» Given exercise
Whenever a line below holds the word "React", copy that line.

.....

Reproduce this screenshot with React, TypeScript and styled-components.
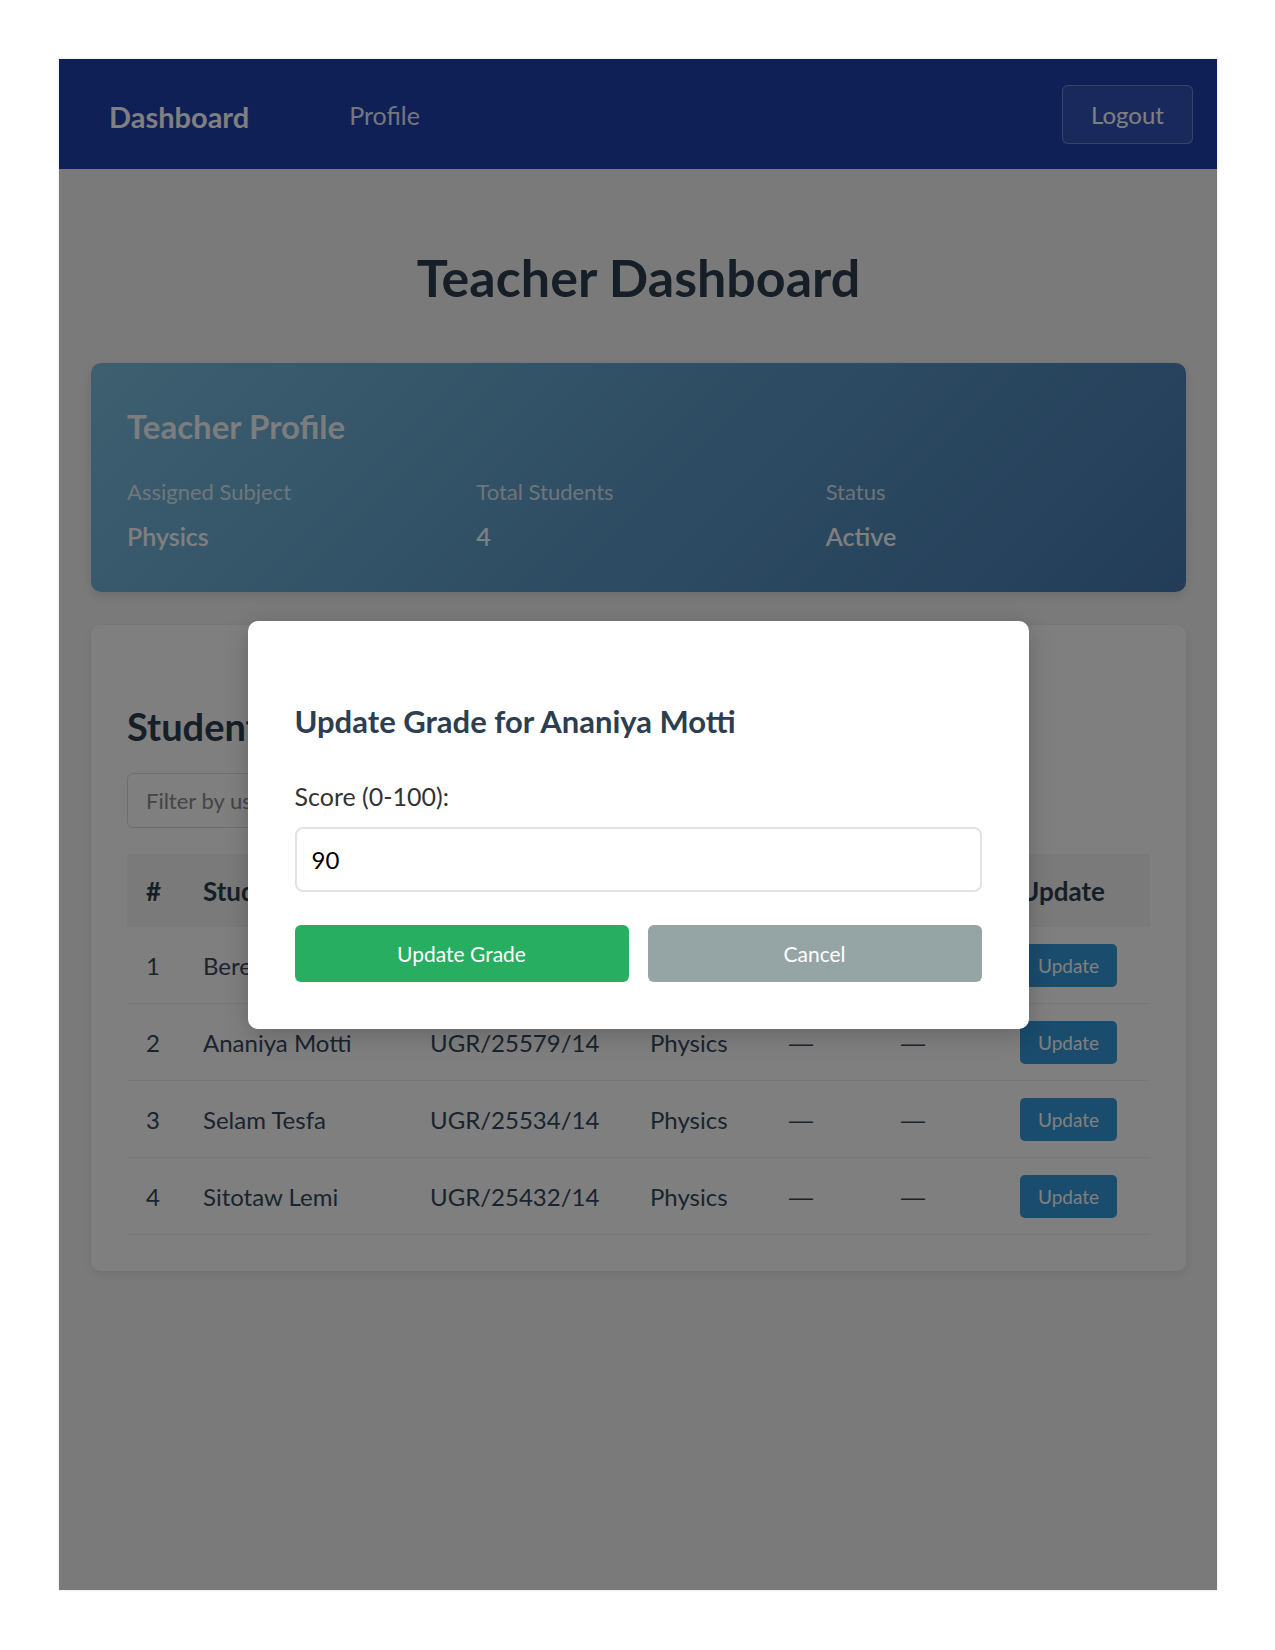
import React from "react";
import styled, { createGlobalStyle } from "styled-components";

const Global = createGlobalStyle`
  html, body { margin: 0; padding: 0; background: #ffffff; }
  body { font-family: Lato, "Open Sans", sans-serif; }
  * { box-sizing: border-box; }
`;

const Page = styled.div`
  padding: 59px 59px 60px;
`;

const Frame = styled.div`
  position: relative;
  width: 1158px;
  height: 1531px;
  background: #f5f5f5;
  overflow: hidden;
  box-shadow: 0 0 2px rgba(0, 0, 0, 0.18);
`;

const Nav = styled.nav`
  height: 110px;
  background: #1e40af;
  display: flex;
  align-items: center;
  padding: 0 24px 0 50px;
`;

const Brand = styled.a`
  font-size: 29px;
  font-weight: 700;
  color: #ffffff;
  text-decoration: none;
  padding-top: 4px;
`;

const NavLink = styled.a`
  margin-left: 100px;
  font-size: 25px;
  color: rgba(255, 255, 255, 0.92);
  text-decoration: none;
  padding-top: 2px;
`;

const LogoutButton = styled.button`
  margin-left: auto;
  width: 131px;
  height: 59px;
  border: 1px solid rgba(255, 255, 255, 0.3);
  background: rgba(255, 255, 255, 0.1);
  color: #ffffff;
  border-radius: 6px;
  font-family: inherit;
  font-size: 24px;
`;

const Main = styled.main`
  padding: 0 31px 0 32px;
`;

const Title = styled.h1`
  margin: 76px 0 54px;
  line-height: 64px;
  font-size: 52px;
  font-weight: 700;
  color: #2c3e50;
  text-align: center;
`;

const ProfileCard = styled.section`
  height: 229px;
  border-radius: 10px;
  padding: 45px 36px 0;
  background: linear-gradient(135deg, #7bbfe0 0%, #5d9bc8 50%, #467ab2 100%);
  box-shadow: 0 4px 12px rgba(0, 0, 0, 0.12);
`;

const CardTitle = styled.h2`
  margin: 0;
  font-size: 33px;
  line-height: 36px;
  font-weight: 700;
  color: rgba(255, 255, 255, 0.96);
`;

const InfoGrid = styled.div`
  display: grid;
  grid-template-columns: repeat(3, 1fr);
  column-gap: 25px;
  margin-top: 34px;
`;

const InfoItem = styled.div`
  display: flex;
  flex-direction: column;
  gap: 15px;
`;

const InfoLabel = styled.span`
  font-size: 22px;
  line-height: 28px;
  color: rgba(255, 255, 255, 0.78);
`;

const InfoValue = styled.span`
  font-size: 25px;
  line-height: 30px;
  font-weight: 600;
  color: #ffffff;
`;

const StudentsCard = styled.section`
  margin-top: 33px;
  height: 646px;
  background: #ffffff;
  border-radius: 10px;
  padding: 78px 36px 0;
  box-shadow: 0 4px 12px rgba(0, 0, 0, 0.08);
`;

const SectionTitle = styled.h2`
  margin: 0;
  font-size: 38px;
  line-height: 46px;
  font-weight: 700;
  color: #2c3e50;
`;

const FilterInput = styled.input`
  display: block;
  margin-top: 24px;
  width: 360px;
  height: 55px;
  padding: 0 18px;
  border: 1px solid #dddddd;
  border-radius: 6px;
  font-family: inherit;
  font-size: 22px;
  color: #333;
  &::placeholder { color: #8a8a8a; }
`;

const Table = styled.div`
  margin-top: 26px;
  display: flex;
  flex-direction: column;
`;

const Row = styled.div<{ $head?: boolean }>`
  display: grid;
  grid-template-columns: 57px 227px 220px 139px 112px 119px 1fr;
  align-items: center;
  height: ${(p) => (p.$head ? "73px" : "77px")};
  background: ${(p) => (p.$head ? "#f5f5f5" : "transparent")};
  border-bottom: ${(p) => (p.$head ? "none" : "1px solid #eeeeee")};
`;

const Cell = styled.div<{ $head?: boolean }>`
  padding-left: 19px;
  font-size: ${(p) => (p.$head ? "26px" : "24px")};
  font-weight: ${(p) => (p.$head ? 700 : 400)};
  color: ${(p) => (p.$head ? "#2c3e50" : "#34495e")};
  white-space: nowrap;
  overflow: hidden;
`;

const Dash = styled.span`
  font-family: "Liberation Sans", Arial, sans-serif;
  font-size: 24px;
`;

const SmallButton = styled.button`
  width: 97px;
  height: 43px;
  border: none;
  border-radius: 5px;
  background: #3498db;
  color: #ffffff;
  font-family: inherit;
  font-size: 19px;
`;

const Overlay = styled.div`
  position: absolute;
  inset: 0;
  background: rgba(0, 0, 0, 0.5);
  display: flex;
  align-items: center;
  justify-content: center;
`;

const Modal = styled.div`
  width: 781px;
  height: 408px;
  background: #ffffff;
  border-radius: 10px;
  padding: 82px 47px 0;
  display: flex;
  flex-direction: column;
  box-shadow: 0 6px 24px rgba(0, 0, 0, 0.2);
`;

const ModalTitle = styled.h3`
  margin: 0;
  font-size: 31px;
  line-height: 36px;
  font-weight: 700;
  color: #2c3e50;
`;

const FieldLabel = styled.label`
  margin-top: 42px;
  font-size: 25px;
  line-height: 30px;
  color: #333333;
`;

const ScoreInput = styled.input`
  margin-top: 16px;
  height: 65px;
  width: 100%;
  padding: 0 15px;
  border: 2px solid #e2e2e2;
  border-radius: 8px;
  font-family: inherit;
  font-size: 24px;
  color: #000;
`;

const ButtonRow = styled.div`
  margin-top: 33px;
  display: grid;
  grid-template-columns: 1fr 1fr;
  gap: 19px;
`;

const ModalButton = styled.button<{ $tone: "primary" | "muted" }>`
  height: 57px;
  border: none;
  border-radius: 6px;
  background: ${(p) => (p.$tone === "primary" ? "#27ae60" : "#95a5a6")};
  color: #ffffff;
  font-family: inherit;
  font-size: 21px;
`;

const students = [
  { id: 1, name: "Bereket Alemu", username: "UGR/25601/14" },
  { id: 2, name: "Ananiya Motti", username: "UGR/25579/14" },
  { id: 3, name: "Selam Tesfa", username: "UGR/25534/14" },
  { id: 4, name: "Sitotaw Lemi", username: "UGR/25432/14" },
];

export default function App() {
  return (
    <>
      <Global />
      <Page>
        <Frame>
          <Nav>
            <Brand>Dashboard</Brand>
            <NavLink>Profile</NavLink>
            <LogoutButton>Logout</LogoutButton>
          </Nav>
          <Main>
            <Title>Teacher Dashboard</Title>
            <ProfileCard>
              <CardTitle>Teacher Profile</CardTitle>
              <InfoGrid>
                <InfoItem>
                  <InfoLabel>Assigned Subject</InfoLabel>
                  <InfoValue>Physics</InfoValue>
                </InfoItem>
                <InfoItem>
                  <InfoLabel>Total Students</InfoLabel>
                  <InfoValue>4</InfoValue>
                </InfoItem>
                <InfoItem>
                  <InfoLabel>Status</InfoLabel>
                  <InfoValue>Active</InfoValue>
                </InfoItem>
              </InfoGrid>
            </ProfileCard>
            <StudentsCard>
              <SectionTitle>Student Grades</SectionTitle>
              <FilterInput placeholder="Filter by username..." />
              <Table>
                <Row $head>
                  <Cell $head>#</Cell>
                  <Cell $head>Student Name</Cell>
                  <Cell $head>Username</Cell>
                  <Cell $head>Subject</Cell>
                  <Cell $head>Score</Cell>
                  <Cell $head>Grade</Cell>
                  <Cell $head>Update</Cell>
                </Row>
                {students.map((s) => (
                  <Row key={s.id}>
                    <Cell>{s.id}</Cell>
                    <Cell>{s.name}</Cell>
                    <Cell>{s.username}</Cell>
                    <Cell>Physics</Cell>
                    <Cell>
                      <Dash>—</Dash>
                    </Cell>
                    <Cell>
                      <Dash>—</Dash>
                    </Cell>
                    <Cell>
                      <SmallButton>Update</SmallButton>
                    </Cell>
                  </Row>
                ))}
              </Table>
            </StudentsCard>
          </Main>
          <Overlay>
            <Modal>
              <ModalTitle>Update Grade for Ananiya Motti</ModalTitle>
              <FieldLabel>Score (0-100):</FieldLabel>
              <ScoreInput defaultValue="90" />
              <ButtonRow>
                <ModalButton $tone="primary">Update Grade</ModalButton>
                <ModalButton $tone="muted">Cancel</ModalButton>
              </ButtonRow>
            </Modal>
          </Overlay>
        </Frame>
      </Page>
    </>
  );
}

.....

» Reply to the exercise
Reproduce this screenshot with React, TypeScript and styled-components.
import React from "react";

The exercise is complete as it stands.